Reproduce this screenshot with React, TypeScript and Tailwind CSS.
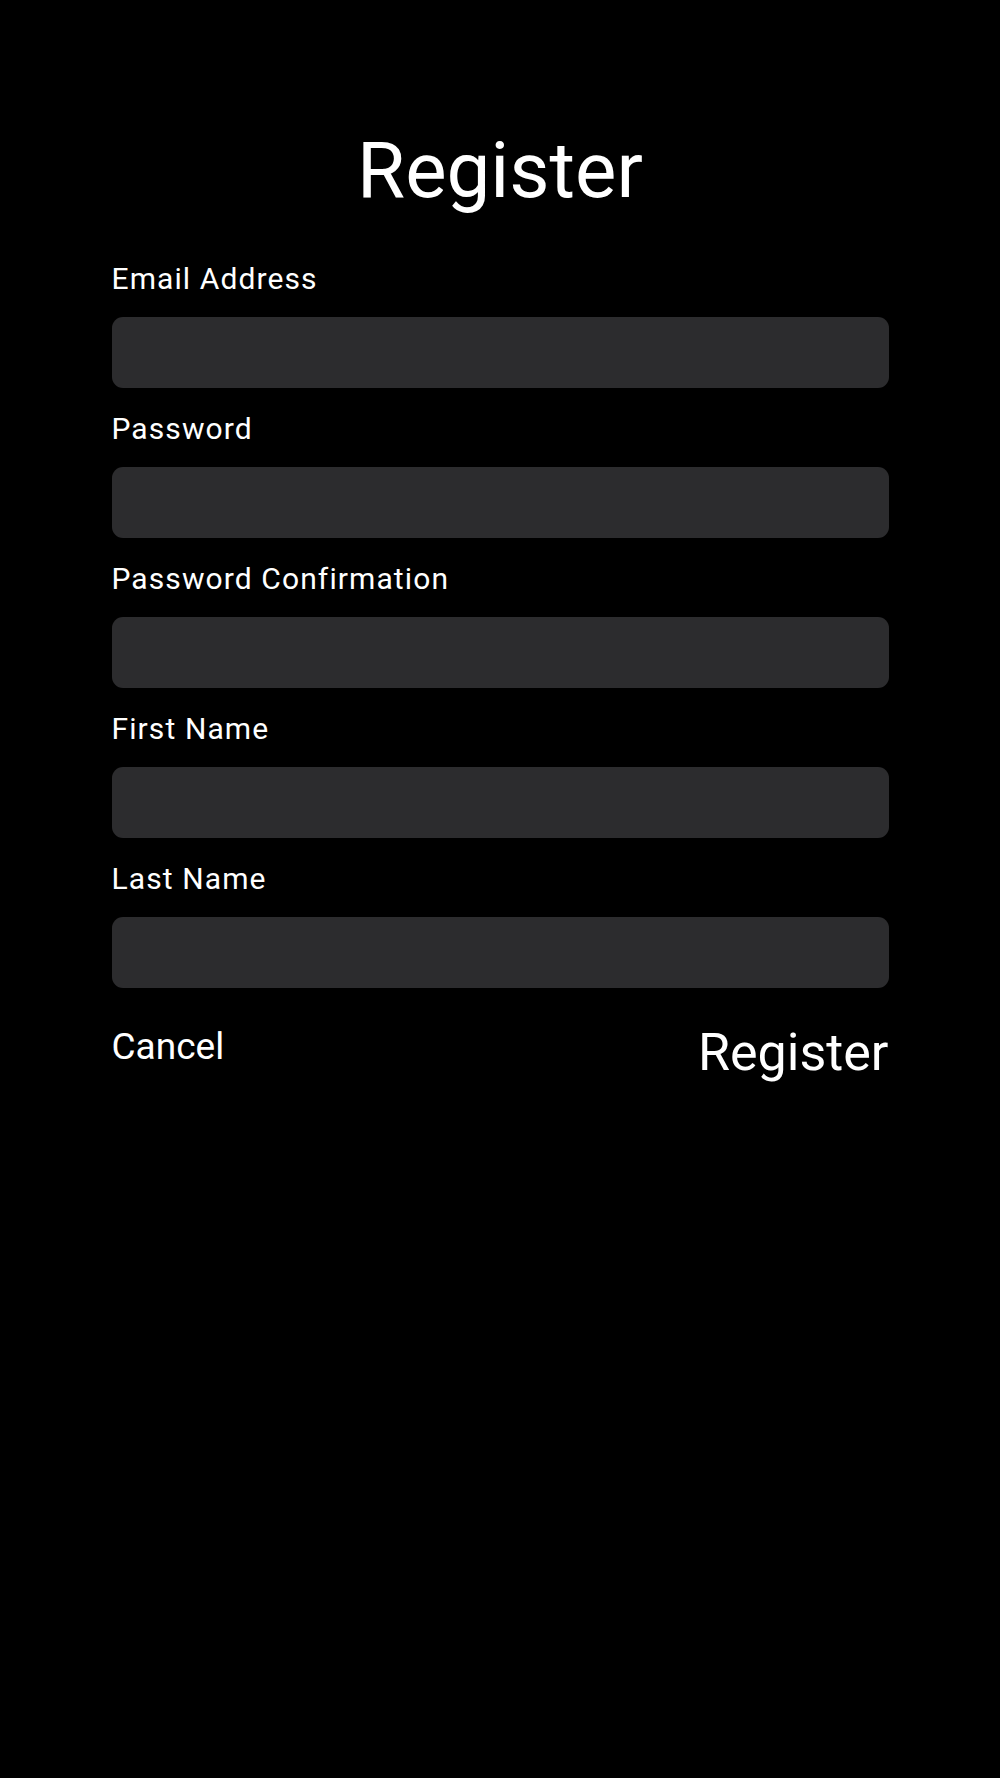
const fields = [
  'Email Address',
  'Password',
  'Password Confirmation',
  'First Name',
  'Last Name',
];

function Field({ label }: { label: string }) {
  return (
    <div className="flex flex-col">
      <label className="text-[30px] leading-[36px] tracking-[1.1px] text-white">{label}</label>
      <input
        type={label.startsWith('Password') ? 'password' : 'text'}
        className="mt-5 h-[71px] w-full rounded-[11px] bg-[#2c2c2e] px-4 text-[30px] text-white outline-none"
      />
    </div>
  );
}

export default function App() {
  return (
    <div
      className="min-h-[1778px] w-full bg-black text-white"
      style={{ fontFamily: 'Roboto, "Noto Sans", sans-serif' }}
    >
      <div className="mx-auto flex w-[777px] flex-col pt-[132px]">
        <h1 className="text-center text-[78px] leading-none font-normal">Register</h1>

        <div className="mt-[51px] flex flex-col gap-[23px]">
          {fields.map((f) => (
            <Field key={f} label={f} />
          ))}
        </div>

        <div className="mt-[40px] flex items-start justify-between">
          <button className="text-[37px] leading-none text-white">Cancel</button>
          <button className="-mt-px text-[52px] leading-none text-white">Register</button>
        </div>
      </div>
    </div>
  );
}
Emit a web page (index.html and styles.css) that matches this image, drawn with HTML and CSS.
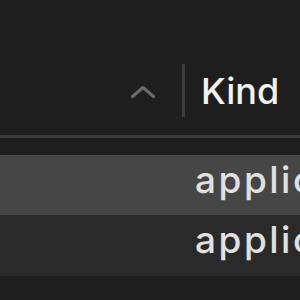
FILE: index.html
```html
<!DOCTYPE html>
<html>
<head>
<meta charset="utf-8">
<link rel="stylesheet" href="styles.css">
</head>
<body>
<div class="table">
  <div class="header">
    <div class="header-row">
      <svg class="chevron" width="24" height="14" viewBox="0 0 24 14">
        <polyline points="1.5,12.5 12,3.5 22.5,12.5" fill="none" stroke="#6b6b6b" stroke-width="3" stroke-linecap="round" stroke-linejoin="round"/>
      </svg>
      <div class="separator"></div>
      <div class="col-title">Kind</div>
    </div>
  </div>
  <div class="rows">
    <div class="row selected"><span class="cell">application</span></div>
    <div class="row alt"><span class="cell">application</span></div>
  </div>
</div>
</body>
</html>
```
FILE: styles.css
```css
html, body {
  margin: 0;
  padding: 0;
  background: #1e1e1e;
  overflow: hidden;
}
body {
  width: 300px;
  height: 300px;
  font-family: Inter, "Liberation Sans", Arial, sans-serif;
}
.table {
  display: flex;
  flex-direction: column;
}
.header {
  padding-top: 64px;
  height: 71px;
  border-bottom: 3px solid #3b3b3b;
}
.header-row {
  display: flex;
  align-items: center;
  height: 53px;
  padding-left: 131px;
}
.chevron {
  display: block;
  flex: none;
}
.separator {
  width: 3px;
  height: 53px;
  background: #3d3d3d;
  margin-left: 27px;
  flex: none;
}
.col-title {
  margin-left: 16px;
  font-size: 36px;
  font-weight: 500;
  line-height: 52px;
  color: #f2f2f2;
  white-space: nowrap;
}
.rows {
  margin-top: 17px;
  display: flex;
  flex-direction: column;
}
.row {
  height: 53px;
  padding-bottom: 7px;
  padding-left: 195px;
  overflow: hidden;
  white-space: nowrap;
}
.row.selected {
  background: #464646;
}
.row.alt {
  background: #2a2a2a;
  height: 54px;
}
.cell {
  font-size: 37px;
  font-weight: 500;
  letter-spacing: 2.5px;
  line-height: 49px;
  color: #e0e0e0;
}
```
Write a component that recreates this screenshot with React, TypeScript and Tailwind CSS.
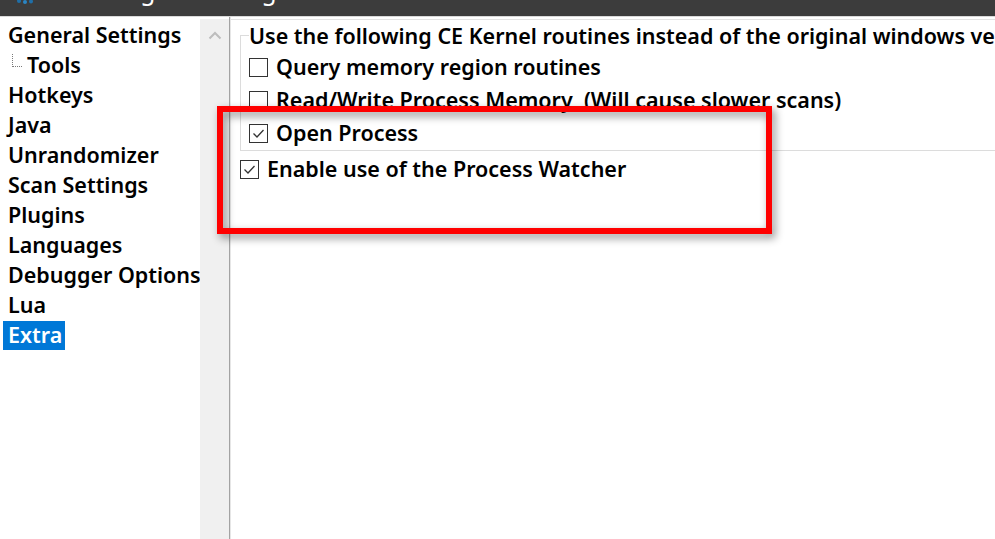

## Directions
Write out the material above once more, exactly as it reads, with no pictures.

## Complete response
Reproduce this screenshot with React, TypeScript and Tailwind CSS.
const fields = [
  'Email Address',
  'Password',
  'Password Confirmation',
  'First Name',
  'Last Name',
];

function Field({ label }: { label: string }) {
  return (
    <div className="flex flex-col">
      <label className="text-[30px] leading-[36px] tracking-[1.1px] text-white">{label}</label>
      <input
        type={label.startsWith('Password') ? 'password' : 'text'}
        className="mt-5 h-[71px] w-full rounded-[11px] bg-[#2c2c2e] px-4 text-[30px] text-white outline-none"
      />
    </div>
  );
}

export default function App() {
  return (
    <div
      className="min-h-[1778px] w-full bg-black text-white"
      style={{ fontFamily: 'Roboto, "Noto Sans", sans-serif' }}
    >
      <div className="mx-auto flex w-[777px] flex-col pt-[132px]">
        <h1 className="text-center text-[78px] leading-none font-normal">Register</h1>

        <div className="mt-[51px] flex flex-col gap-[23px]">
          {fields.map((f) => (
            <Field key={f} label={f} />
          ))}
        </div>

        <div className="mt-[40px] flex items-start justify-between">
          <button className="text-[37px] leading-none text-white">Cancel</button>
          <button className="-mt-px text-[52px] leading-none text-white">Register</button>
        </div>
      </div>
    </div>
  );
}
Emit a web page (index.html and styles.css) that matches this image, drawn with HTML and CSS.
FILE: index.html
```html
<!DOCTYPE html>
<html>
<head>
<meta charset="utf-8">
<link rel="stylesheet" href="styles.css">
</head>
<body>
<div class="table">
  <div class="header">
    <div class="header-row">
      <svg class="chevron" width="24" height="14" viewBox="0 0 24 14">
        <polyline points="1.5,12.5 12,3.5 22.5,12.5" fill="none" stroke="#6b6b6b" stroke-width="3" stroke-linecap="round" stroke-linejoin="round"/>
      </svg>
      <div class="separator"></div>
      <div class="col-title">Kind</div>
    </div>
  </div>
  <div class="rows">
    <div class="row selected"><span class="cell">application</span></div>
    <div class="row alt"><span class="cell">application</span></div>
  </div>
</div>
</body>
</html>
```
FILE: styles.css
```css
html, body {
  margin: 0;
  padding: 0;
  background: #1e1e1e;
  overflow: hidden;
}
body {
  width: 300px;
  height: 300px;
  font-family: Inter, "Liberation Sans", Arial, sans-serif;
}
.table {
  display: flex;
  flex-direction: column;
}
.header {
  padding-top: 64px;
  height: 71px;
  border-bottom: 3px solid #3b3b3b;
}
.header-row {
  display: flex;
  align-items: center;
  height: 53px;
  padding-left: 131px;
}
.chevron {
  display: block;
  flex: none;
}
.separator {
  width: 3px;
  height: 53px;
  background: #3d3d3d;
  margin-left: 27px;
  flex: none;
}
.col-title {
  margin-left: 16px;
  font-size: 36px;
  font-weight: 500;
  line-height: 52px;
  color: #f2f2f2;
  white-space: nowrap;
}
.rows {
  margin-top: 17px;
  display: flex;
  flex-direction: column;
}
.row {
  height: 53px;
  padding-bottom: 7px;
  padding-left: 195px;
  overflow: hidden;
  white-space: nowrap;
}
.row.selected {
  background: #464646;
}
.row.alt {
  background: #2a2a2a;
  height: 54px;
}
.cell {
  font-size: 37px;
  font-weight: 500;
  letter-spacing: 2.5px;
  line-height: 49px;
  color: #e0e0e0;
}
```
Write a component that recreates this screenshot with React, TypeScript and Tailwind CSS.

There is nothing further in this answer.